The Coyotes will benefit from the increased revenue and attendance that their new arena in suburban Glendale will deliver. But don't expect the team to open up its wallet immediately after the debut of the new arena on Dec. 27. The Coyotes' young nucleus of Shane Doan, Ladislav Nagy, Paul Mara and David Tanabe is impressive, but the money won't be there this season to bring in veterans to help that quartet. Phoenix likely will deal away Sean Burke before the trade deadline, but once the coffers are lined a bit from the new arena, the Coyotes will be able to afford more expensive players like Burke in the near future.

What is your opinion on the possibility of a lockout after this season? Do you ever see the NHL expanding? I am a Hartford Whalers fan and am still waiting for Bettman to give Hartford another chance. -- Chris Formica, Silver Spring, Md.

The NHL expanding? Oh, that's a good one. The NHL's current financial situation is due in part to the league's overly aggressive expansion in the 1990s. The league should probably contract a few teams judging by attendance and fiscal losses in several markets. Hartford will continue to be a marquee city for the AHL, but the NHL will never return to Hartford.

I have been reading reports about how Lou Lamoriello is interested in a trade involving Scott Gomez and Jarome Iginla. To me, it can't be true, because Lou would never take on that kind of salary. What I am curious about is if Phoenix falls out of playoff contention, what would be the chances of Shane Doan being on the block? His makeup is perfectly tailored for New Jersey Hockey. -- Doug, Melville, N.Y.

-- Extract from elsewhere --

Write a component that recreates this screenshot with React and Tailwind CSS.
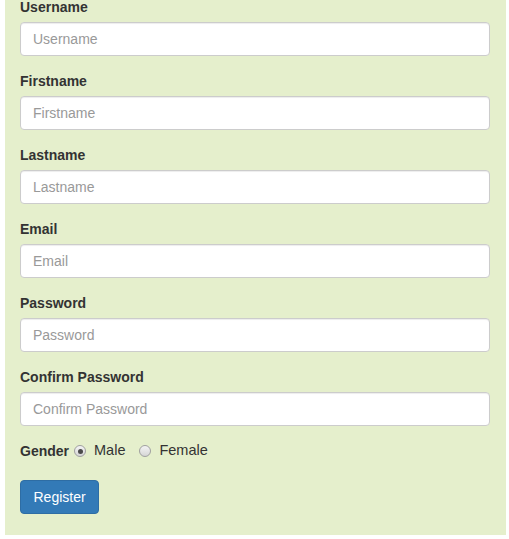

I think the trade rumors involving the Devils' interest in Iginla is wishful thinking as much as anything else. Iggy's presence would make New Jersey tougher up front and would close Philadelphia's advantage in physical toughness over the Devils. Doan is the type of player who would make nearly any team better. But considering that he is just 27 years old, makes an affordable salary (by today's NHL standards) of $2.8 million and is the Coyotes' team captain, I don't expect Phoenix will be dealing him.

If the Los Angeles Kings were to ever get completely healthy could they make a run at the cup? -- Joshua Evans, Laguna Hills, Calif.

The Kings' acquisition of Martin Straka would seem to be an admission on their behalf that Jason Allison and Adam Deadmarsh might not return to action this season, if at all. Straka will help boost the always injury-plagued Kings' offensive abilities. If Los Angeles is lucky enough to get Allison and/or Deadmarsh back in the lineup, they would definitely be a threat in the West. Certainly their special teams could still use some work and they need Roman Cechmanek to be more consistent, but a healthy Kings team could make for a scary opponent when the postseason rolls around.